И последний пример. Он интересен тем, что в нем русский путешественник оказывается не просто равным среди просвещенных европейцев, но и на их языке сентиментальной европейской культуры добивается монументальной символической победы.

Карамзин несколько месяцев живет в Париже и все время ходит в театр. Одним из представлений, которые он посещает, является опера Глюка «Орфей и Эвридика». Он приходит, садится в ложу, а там сидит красавица с кавалером. Карамзин совершенно поражен тем, какая прекрасная француженка сидит рядом. Они ведут беседу с красавицей, кавалер красавицы убежден, что в России говорят по-немецки. Они разговаривают, а потом начинается Глюк. И, как пишет Карамзин, кончается опера, и красавица говорит: «Божественная музыка! А вы, кажется, не аплодировали?» А он ей отвечает: «Я чувствовал, сударыня».

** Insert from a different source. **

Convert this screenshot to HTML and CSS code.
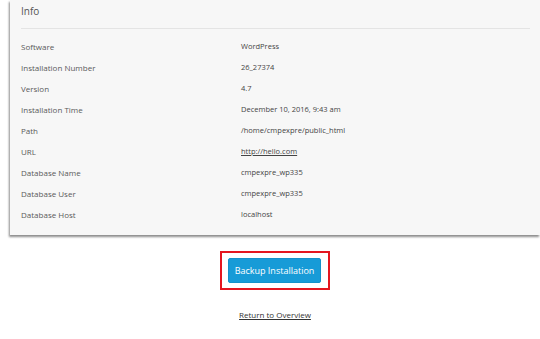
FILE: index.html
```html
<!DOCTYPE html>
<html lang="en">
<head>
    <meta charset="UTF-8">
    <meta name="viewport" content="width=device-width, initial-scale=1.0">
    <title>Installation Info</title>
    <link rel="stylesheet" href="styles.css">
</head>
<body>
    <div class="panel">
        <div class="panel-heading">Info</div>
        <div class="info-table">
            <div class="info-row"><span class="info-label">Software</span><span class="info-value">WordPress</span></div>
            <div class="info-row"><span class="info-label">Installation Number</span><span class="info-value">26_27374</span></div>
            <div class="info-row"><span class="info-label">Version</span><span class="info-value">4.7</span></div>
            <div class="info-row"><span class="info-label">Installation Time</span><span class="info-value">December 10, 2016, 9:43 am</span></div>
            <div class="info-row"><span class="info-label">Path</span><span class="info-value">/home/cmpexpre/public_html</span></div>
            <div class="info-row"><span class="info-label">URL</span><span class="info-value"><a href="#">http://hello.com</a></span></div>
            <div class="info-row"><span class="info-label">Database Name</span><span class="info-value">cmpexpre_wp335</span></div>
            <div class="info-row"><span class="info-label">Database User</span><span class="info-value">cmpexpre_wp335</span></div>
            <div class="info-row"><span class="info-label">Database Host</span><span class="info-value">localhost</span></div>
        </div>
    </div>

    <div class="actions">
        <div class="highlight">
            <button class="btn-primary">Backup Installation</button>
        </div>
        <a class="back-link" href="#">Return to Overview</a>
    </div>
</body>
</html>
```

FILE: styles.css
```css
body {
    font-family: 'Open Sans', 'Noto Sans', sans-serif;
    background-color: #ffffff;
    color: #333333;
    margin: 0;
}

.panel {
    margin-left: 10px;
    background-color: #f7f7f7;
    padding: 0 10px 10px 11px;
    box-shadow: -1px 2px 2px rgba(0, 0, 0, 0.45);
}

.panel-heading {
    font-size: 10px;
    line-height: 16px;
    color: #555555;
    padding: 3px 0 9px;
    border-bottom: 1px solid #e4e4e4;
}

.info-table {
    margin-top: 7px;
}

.info-row {
    display: grid;
    grid-template-columns: 220px 1fr;
    font-size: 8px;
    line-height: 21px;
}

.info-label {
    color: #5a5a5a;
}

.info-value {
    color: #444444;
    font-size: 7.5px;
}

.info-value a {
    color: #444444;
}

.actions {
    margin-left: 10px;
    display: flex;
    flex-direction: column;
    align-items: center;
    padding-top: 16px;
}

.highlight {
    border: 2px solid #e4161f;
    padding: 5px 7px 5px 6px;
}

.btn-primary {
    display: block;
    font-family: 'Open Sans', 'Noto Sans', sans-serif;
    font-size: 9px;
    color: #ffffff;
    background-color: #179bd7;
    border: 1px solid #1491c9;
    border-radius: 2px;
    width: 93px;
    height: 25px;
    padding: 0;
}

.back-link {
    margin-top: 19px;
    font-size: 8px;
    color: #333333;
}
```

Она еще не знает, как полагается слушать современную музыку, она еще существует в том мире, где существуют отдельные арии, которые исполняются в зал в придворном театре. Выходит певец, исполняет арию, ему аплодируют. А Карамзин уже знает, что такое современное искусство. Он приехал в Париж и прямо в Париже спокойно и вежливо умыл эту даму, показал ей ее место: «Я чувствовал, сударыня». Это другой, новый способ восприятия искусства.